Для Аяко эти инструменты, впрочем, не в новинку. Она - убежденная католичка, чужое для нее в данном случае - свое, и отношения с этими материями другие: близкие и трепетные.

И ввиду этого неудивительно, что роман тягостен и затянут и что "безжалостный психологический анализ", о котором говорится в предисловии, есть некоторое преувеличение - единственный случай, когда Татьяну Бреславец, автора предисловия и перевода, можно упрекнуть в неточном выборе слов. "Синева небес" походит на "Постороннего" Камю, но длиннее его примерно в четыре раза.

Фудзио Уно, пустое место тридцати двух лет от роду, не слишком любит свою мать, ненавидит шурина, не хочет работать в овощном магазине, которым шурин владеет, и вообще не хочет ничего, кроме как можно менее обременительных отношений с женщинами, которых он очень старается презирать и использовать.

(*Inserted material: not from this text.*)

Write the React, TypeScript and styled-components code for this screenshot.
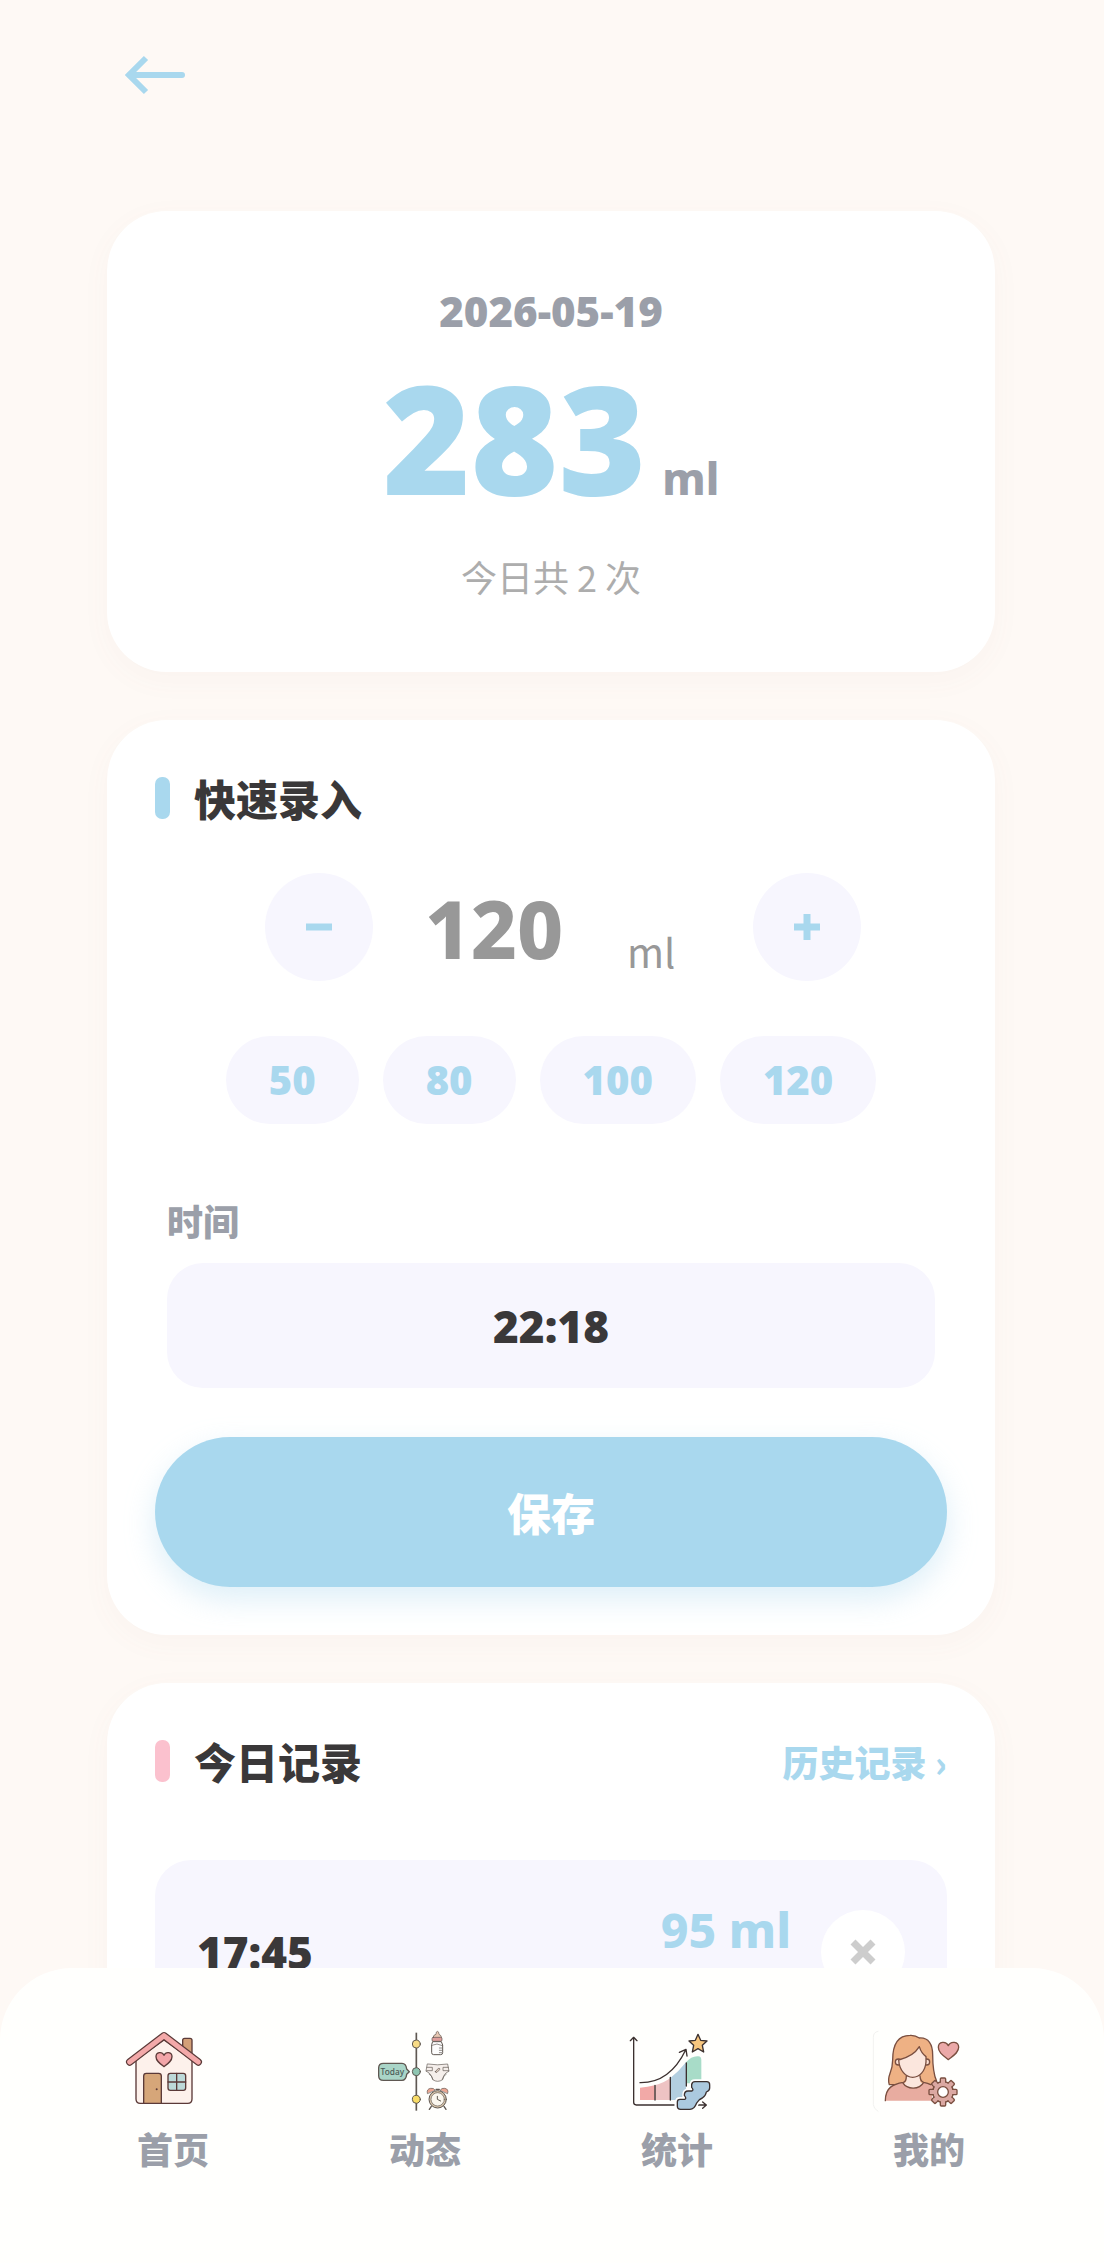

Он знакомится с Юкико Хата - разочаровавшейся в личной жизни христианкой. Между ними завязывается некоторое подобие дружбы, в пределах которой будут робко уживаться желание, непонимание, сострадание, отторжение и любовь. Фудзио несколько неожиданно превратится в насильника и убийцу - руководствуясь в основном вяловатым спонтанным раздражением и обходясь без излишних страстей и переживаний. Первое, впрочем, убийство причину имеет вполне явную: соблазненная им школьница решит его шантажировать. Дом Юкико будет для него духовным прибежищем, вполне при этом двусмысленным, в этой двусмысленности и возникнет некоторое лирическое напряжение - пока Фудзио наконец не посадят. А когда его посадят, Юкико не оставит его до самой казни: будет искать ему адвоката, писать письма и сострадать всей душой - которая, разумеется, не сможет примириться с тем, что он натворил, но не может и не любить его странною любовью.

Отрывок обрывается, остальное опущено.